The enormity of this complexity leads us to feel as though we were acting freely as uncaused causers, even though we are actually causally determined. Since no set of causes we select as the determiners of human action can be complete, the feeling of freedom arises out of this ignorance of causes. To that extent, we may act as though we were free. There is much to gain, little to lose, and personal responsibility follows.

3. Morality is the natural outcome of evolutionary and historical forces, not divine command.

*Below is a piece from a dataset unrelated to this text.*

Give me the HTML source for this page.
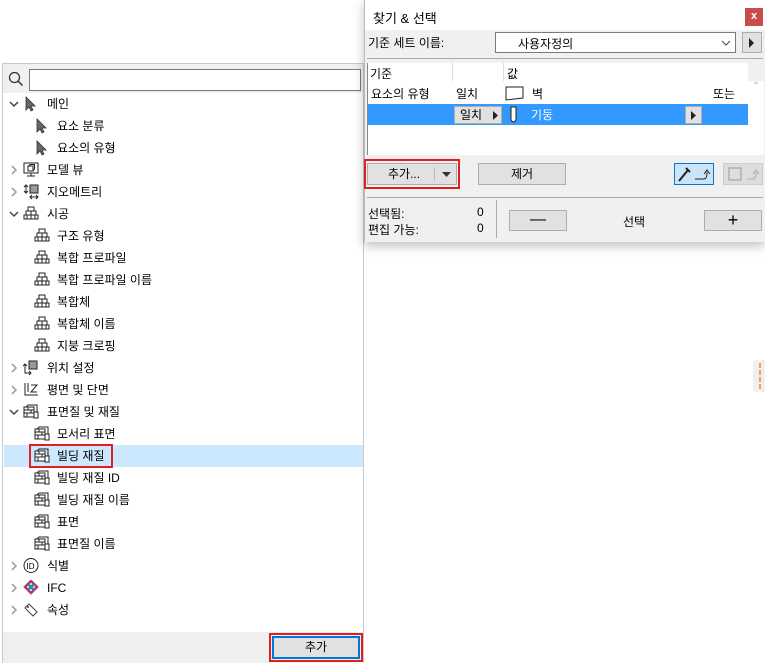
<!DOCTYPE html>
<html><head><meta charset="utf-8"><style>
*{margin:0;padding:0;box-sizing:border-box}
body{width:765px;height:663px;background:#fff;position:relative;overflow:hidden;font-family:"Liberation Sans","Noto Sans CJK KR",sans-serif;font-size:12px;color:#000}
.a{position:absolute}
.lp{left:2px;top:63px;width:362px;height:600px;border:1px solid #c8c8c8;background:#fff}
.row{position:absolute;left:1px;width:359px;height:22px;line-height:22px}
.row span{position:absolute}
.chev{position:absolute;left:8px;top:0;color:#555;font-size:11px}
.ic{position:absolute;top:4px;width:16px;height:14px}
.btn{position:absolute;background:#e1e1e1;border:1px solid #adadad;text-align:center;font-size:12px}
</style></head><body>
<div class="a lp">
 <div class="a" style="left:0;top:0;width:360px;height:29px;background:#f0f0f0"></div>
 <svg class="a" style="left:5px;top:7px" width="16" height="16"><circle cx="6.5" cy="6.5" r="5" fill="none" stroke="#333" stroke-width="1.3"/><line x1="10" y1="10" x2="14.5" y2="14.5" stroke="#333" stroke-width="1.5"/></svg>
 <div class="a" style="left:26px;top:5px;width:332px;height:22px;border:1px solid #7a7a7a;background:#fff"></div>
 <div class="row" style="top:381px;background:#cce8ff"></div>
 <div class="a" style="left:26px;top:380px;width:84px;height:24px;border:2px solid #e02020"></div>
 <div class="a" style="left:0;top:568px;width:360px;height:31px;background:#f0f0f0"></div>
 <div class="a" style="left:266px;top:569px;width:94px;height:29px;border:2px solid #e02020"></div>
 <div class="btn" style="left:269px;top:572px;width:88px;height:23px;border:2px solid #0078d7;line-height:19px">추가</div>
</div>
<!-- tree rows -->
<div id="tree"></div>
<script>
var rows=[
[0,'v','cur','메인'],[1,'','cur','요소 분류'],[1,'','cur','요소의 유형'],
[0,'>','mon','모델 뷰'],[0,'>','geo','지오메트리'],[0,'v','brick','시공'],
[1,'','brick','구조 유형'],[1,'','brick','복합 프로파일'],[1,'','brick','복합 프로파일 이름'],[1,'','brick','복합체'],[1,'','brick','복합체 이름'],[1,'','brick','지붕 크로핑'],
[0,'>','pos','위치 설정'],[0,'>','pln','평면 및 단면'],[0,'v','sur','표면질 및 재질'],
[1,'','sur','모서리 표면'],[1,'','sur','빌딩 재질'],[1,'','sur','빌딩 재질 ID'],[1,'','sur','빌딩 재질 이름'],[1,'','sur','표면'],[1,'','sur','표면질 이름'],
[0,'>','id','식별'],[0,'>','ifc','IFC'],[0,'>','tag','속성']];
var ic={
cur:'<path d="M3 1 L3 14 L6 11 L8 15 L10 14 L8 10 L12 10 Z" fill="#666" stroke="#333" stroke-width="0.8"/>',
mon:'<rect x="1" y="1" width="14" height="10" fill="none" stroke="#222"/><rect x="5" y="4" width="5" height="5" fill="none" stroke="#222"/><path d="M6 4 L7 2.5 L11.5 2.5 L11.5 7 L10 8.5" fill="none" stroke="#222"/><line x1="8" y1="11" x2="8" y2="14" stroke="#222"/><line x1="4" y1="14" x2="12" y2="14" stroke="#222"/>',
geo:'<path d="M3 1 V9 M1 3 L3 1 L5 3 M1 7 L3 9 L5 7" fill="none" stroke="#222"/><rect x="7" y="1" width="8" height="8" fill="#999" stroke="#222"/><path d="M7 13 H15 M9 11 L7 13 L9 15 M13 11 L15 13 L13 15" fill="none" stroke="#222"/>',
brick:'<path d="M1 13 H15 V9 H1 Z M3 9 V5 H13 V9 M5 5 V1 H11 V5 M8 9 V13 M5 9 M8 5 V9 M4 13 M12 9 V13 M4 9 V13" fill="none" stroke="#222"/>',
pos:'<path d="M2 4 V13 H8 M0 6 L2 4 L4 6 M6 11 L8 13 L6 15" fill="none" stroke="#222"/><rect x="6" y="1" width="8" height="8" fill="#999" stroke="#222"/>',
pln:'<path d="M2 1 V13 H15 M5 1 V10 M8 3 L14 3 L8 10 L14 10" fill="none" stroke="#222"/>',
sur:'<rect x="1" y="3" width="10" height="10" fill="#fff" stroke="#222"/><path d="M1 6 H11 M1 9 H11 M5 3 V6 M8 6 V9 M4 9 V13 M3 3 L5 1 H14 V10 L11 13" fill="none" stroke="#222"/><rect x="11" y="8" width="4" height="6" fill="#fff" stroke="#222"/>',
id:'<circle cx="8" cy="7.5" r="7" fill="#fff" stroke="#222"/><text x="3.5" y="11" font-size="8" font-family="Liberation Sans">ID</text>',
ifc:'<path d="M8 1 L14 7 L8 13 L2 7 Z" fill="none" stroke="#c0306a" stroke-width="2.5"/><path d="M5 4 L11 10 M11 4 L5 10" stroke="#2a8aa0" stroke-width="2.5"/>',
tag:'<path d="M2 6 L6 2 L14 10 L10 14 Z" fill="none" stroke="#444"/><circle cx="5" cy="5" r="1" fill="#444"/>'
};
var h='';
rows.forEach(function(r,i){
 var top=93+i*22, lvl=r[0];
 var ix=lvl?34:23, tx=lvl?57:47;
 h+='<div class="a" style="left:0;top:'+top+'px;width:360px;height:22px;line-height:22px">';
 if(r[1]=='v')h+='<svg class="a" style="left:9px;top:8px" width="10" height="7"><path d="M1 1 L5 5 L9 1" fill="none" stroke="#444" stroke-width="1.5"/></svg>';
 if(r[1]=='>')h+='<svg class="a" style="left:11px;top:6px" width="7" height="10"><path d="M1 1 L5 5 L1 9" fill="none" stroke="#999" stroke-width="1.5"/></svg>';
 h+='<svg class="a" style="left:'+ix+'px;top:3px" width="16" height="16">'+ic[r[2]]+'</svg>';
 h+='<span class="a" style="left:'+tx+'px;top:0">'+r[3]+'</span></div>';
});
document.getElementById('tree').innerHTML=h;
</script>
<!-- right dialog -->
<div class="a" style="left:364px;top:0;width:401px;height:242px;background:#f0f0f0;border-left:1px solid #bbb;box-shadow:0 4px 10px rgba(0,0,0,0.25)">
 <div class="a" style="left:0;top:0;width:400px;height:30px;background:#fff"></div>
 <div class="a" style="left:8px;top:8px;font-size:13px">찾기 &amp; 선택</div>
 <div class="a" style="left:380px;top:8px;width:18px;height:18px;background:#c84c4c;color:#fff;text-align:center;line-height:17px;font-size:11px;font-weight:bold">x</div>
 <div class="a" style="left:3px;top:34px">기준 세트 이름:</div>
 <div class="a" style="left:130px;top:32px;width:241px;height:21px;border:1px solid #7a7a7a;background:#fff"><span class="a" style="left:22px;top:2px">사용자정의</span><svg class="a" style="left:225px;top:7px" width="10" height="7"><path d="M1 1 L5 5 L9 1" fill="none" stroke="#444"/></svg></div>
 <div class="btn" style="left:377px;top:32px;width:20px;height:21px"><svg width="8" height="10" style="margin-top:5px"><path d="M1 0 L6 5 L1 10Z" fill="#222"/></svg></div>
 <div class="a" style="left:2px;top:58px;width:396px;height:1px;background:#aaa"></div>
 <div class="a" style="left:2px;top:63px;width:381px;height:92px;background:#fff;border-left:1px solid #888"></div>
 <div class="a" style="left:383px;top:81px;width:16px;height:74px;background:#fff;color:#bbb;font-size:10px;text-align:center">⌃</div>
 <div class="a" style="left:87px;top:63px;width:1px;height:18px;background:#ddd"></div>
 <div class="a" style="left:138px;top:63px;width:1px;height:18px;background:#ddd"></div>
 <div class="a" style="left:5px;top:65px">기준</div>
 <div class="a" style="left:142px;top:65px">값</div>
 <div class="a" style="left:6px;top:85px">요소의 유형</div>
 <div class="a" style="left:91px;top:85px">일치</div>
 <svg class="a" style="left:140px;top:86px" width="20" height="15"><path d="M1 1 L18 1 L18 12 L1 14 Z" fill="none" stroke="#222"/></svg>
 <div class="a" style="left:167px;top:85px">벽</div>
 <div class="a" style="left:348px;top:85px">또는</div>
 <div class="a" style="left:3px;top:104px;width:380px;height:21px;background:#3399ff"></div>
 <div class="btn" style="left:89px;top:106px;width:48px;height:18px;line-height:16px;text-align:left;padding-left:5px">일치<svg class="a" style="left:38px;top:4px" width="6" height="9"><path d="M0 0 L5 4.5 L0 9Z" fill="#222"/></svg></div>
 <svg class="a" style="left:145px;top:106px" width="8" height="18"><path d="M1 1 H6 V14 Q3.5 18 1 14 Z" fill="#fff" stroke="#222"/></svg>
 <div class="a" style="left:166px;top:106px;color:#fff">기둥</div>
 <div class="btn" style="left:320px;top:106px;width:17px;height:18px"><svg width="6" height="9" style="margin-top:4px"><path d="M0 0 L5 4.5 L0 9Z" fill="#222"/></svg></div>
 <div class="a" style="left:-1px;top:159px;width:96px;height:30px;border:2px solid #e02020"></div>
 <div class="btn" style="left:2px;top:163px;width:90px;height:22px;line-height:20px;text-align:left;padding-left:20px">추가...<span class="a" style="left:66px;top:3px;width:1px;height:14px;background:#bbb"></span><svg class="a" style="left:74px;top:8px" width="9" height="5"><path d="M0 0 H9 L4.5 5Z" fill="#333"/></svg></div>
 <div class="btn" style="left:113px;top:163px;width:88px;height:22px;line-height:20px">제거</div>
 <div class="a" style="left:309px;top:163px;width:40px;height:22px;background:#cce4f7;border:1px solid #0078d7"><svg width="38" height="20"><path d="M4 17 L13 6 M11 4 L15 8" stroke="#222" stroke-width="2" fill="none"/><path d="M20 15 H29 Q32 15 32 8 M29 10 L32 6 L35 10" fill="none" stroke="#222"/></svg></div>
 <div class="a" style="left:358px;top:163px;width:40px;height:22px;background:#ddd;border:1px solid #ccc"><svg width="38" height="20"><rect x="5" y="4" width="12" height="12" fill="none" stroke="#999"/><path d="M23 15 H29 Q32 15 32 8 M29 10 L32 6 L35 10" fill="none" stroke="#aaa"/></svg></div>
 <div class="a" style="left:2px;top:197px;width:396px;height:1px;background:#aaa"></div>
 <div class="a" style="left:3px;top:205px">선택됨:</div><div class="a" style="left:112px;top:205px">0</div>
 <div class="a" style="left:3px;top:221px">편집 가능:</div><div class="a" style="left:112px;top:221px">0</div>
 <div class="a" style="left:131px;top:200px;width:1px;height:38px;background:#aaa"></div>
 <div class="btn" style="left:144px;top:210px;width:58px;height:21px;line-height:18px;font-size:16px">—</div>
 <div class="a" style="left:258px;top:213px">선택</div>
 <div class="btn" style="left:339px;top:210px;width:58px;height:21px;line-height:18px;font-size:18px">+</div>
</div>
<div class="a" style="left:753px;top:360px;width:12px;height:32px;background:#f0f0f0;border-radius:3px 0 0 3px"></div>
<div class="a" style="left:759px;top:363px;width:2px;height:26px;background:repeating-linear-gradient(#f5a04a 0 5px,transparent 5px 7px)"></div>
</body></html>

The moral feelings of doing the right thing (such as virtuousness) or doing the wrong thing (such as guilt) were generated by nature as part of human evolution. Although cultures differ on what they define as right and wrong, the moral feelings of doing the right or wrong thing are universal to all humans. Human universals are pervasive and powerful and include at their core the fact that we are by nature moral and immoral, good and evil, altruistic and selfish, cooperative and competitive, peaceful and bellicose, virtuous and nonvirtuous. Individuals and groups vary in the expression of such universal traits, but everyone has them. Most people, most of the time, in most circumstances, are good and do the right thing, for themselves and for others. But some people, some of the time, in some circumstances, are bad and do the wrong thing for themselves and for others.

As a consequence, moral principles are provisionally true, where they apply to most people, in most cultures, in most circumstances, most of the time. At some point in the last 10,000 years (most likely around the time of the advent of writing and the shift from band and tribes to chiefdoms and states, some 5,000 years ago) religions began to codify moral precepts into moral codes and political states began to codify moral precepts into legal codes.

In conclusion, I believe but cannot prove that reality exists and science is the best method for understanding it; that there is no God; that the universe is determined but we are free; that morality evolved as an adaptive trait of humans and human communities; and that ultimately all of existence is explicable through science.